### Dataset section ###
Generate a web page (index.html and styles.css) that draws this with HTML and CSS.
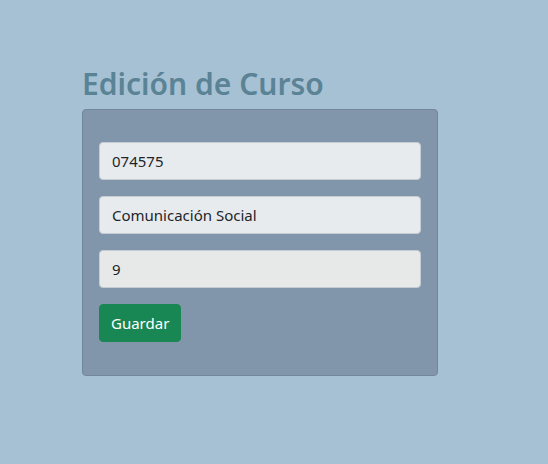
FILE: index.html
```html
<!DOCTYPE html>
<html lang="es">
<head>
<meta charset="utf-8">
<title>Edición de Curso</title>
<link rel="stylesheet" href="styles.css">
</head>
<body>
<main class="page">
  <h1 class="title">Edición de Curso</h1>
  <form class="card">
    <input class="field" type="text" value="074575">
    <input class="field" type="text" value="Comunicación Social">
    <input class="field field-num" type="text" value="9">
    <div class="actions"><button class="btn" type="button">Guardar</button></div>
  </form>
</main>
</body>
</html>
```
FILE: styles.css
```css
* { box-sizing: border-box; }
html, body { margin: 0; padding: 0; }
body {
  background: #a7c1d4;
  font-family: "Noto Sans", "Open Sans", sans-serif;
  width: 548px;
  height: 464px;
  overflow: hidden;
}
.page {
  padding: 64px 0 0 82px;
}
.title {
  margin: 0 0 6px 0;
  font-size: 30px;
  line-height: 39px;
  font-weight: 600;
  color: #5a8395;
}
.card {
  width: 356px;
  height: 267px;
  background: #8196aa;
  border: 1px solid #71879c;
  border-radius: 4px;
  padding: 32px 16px 0 16px;
  display: flex;
  flex-direction: column;
  gap: 16px;
}
.field {
  display: block;
  width: 322px;
  height: 38px;
  padding: 0 12px;
  background: #e8ebee;
  border: 1px solid #c5ccd3;
  border-radius: 4px;
  font-family: inherit;
  font-size: 15px;
  color: #212529;
}
.field-num { background: #e6e9e8; }
.actions { display: flex; }
.btn {
  height: 38px;
  padding: 0 11px;
  background: #198754;
  color: #ffffff;
  border: 1px solid #198754;
  border-radius: 4px;
  font-family: inherit;
  font-size: 15px;
}
```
###
Problem statement: All of the data needs repeating exactly, but the pictures do not.

Solution for this problem:
Generate a web page (index.html and styles.css) that draws this with HTML and CSS.
FILE: index.html
```html
<!DOCTYPE html>
<html lang="es">
<head>
<meta charset="utf-8">
<title>Edición de Curso</title>
<link rel="stylesheet" href="styles.css">
</head>
<body>
<main class="page">
  <h1 class="title">Edición de Curso</h1>
  <form class="card">
    <input class="field" type="text" value="074575">
    <input class="field" type="text" value="Comunicación Social">
    <input class="field field-num" type="text" value="9">
    <div class="actions"><button class="btn" type="button">Guardar</button></div>
  </form>
</main>
</body>
</html>
```
FILE: styles.css
```css
* { box-sizing: border-box; }
html, body { margin: 0; padding: 0; }
body {
  background: #a7c1d4;
  font-family: "Noto Sans", "Open Sans", sans-serif;
  width: 548px;
  height: 464px;
  overflow: hidden;
}
.page {
  padding: 64px 0 0 82px;
}
.title {
  margin: 0 0 6px 0;
  font-size: 30px;
  line-height: 39px;
  font-weight: 600;
  color: #5a8395;
}
.card {
  width: 356px;
  height: 267px;
  background: #8196aa;
  border: 1px solid #71879c;
  border-radius: 4px;
  padding: 32px 16px 0 16px;
  display: flex;
  flex-direction: column;
  gap: 16px;
}
.field {
  display: block;
  width: 322px;
  height: 38px;
  padding: 0 12px;
  background: #e8ebee;
  border: 1px solid #c5ccd3;
  border-radius: 4px;
  font-family: inherit;
  font-size: 15px;
  color: #212529;
}
.field-num { background: #e6e9e8; }
.actions { display: flex; }
.btn {
  height: 38px;
  padding: 0 11px;
  background: #198754;
  color: #ffffff;
  border: 1px solid #198754;
  border-radius: 4px;
  font-family: inherit;
  font-size: 15px;
}
```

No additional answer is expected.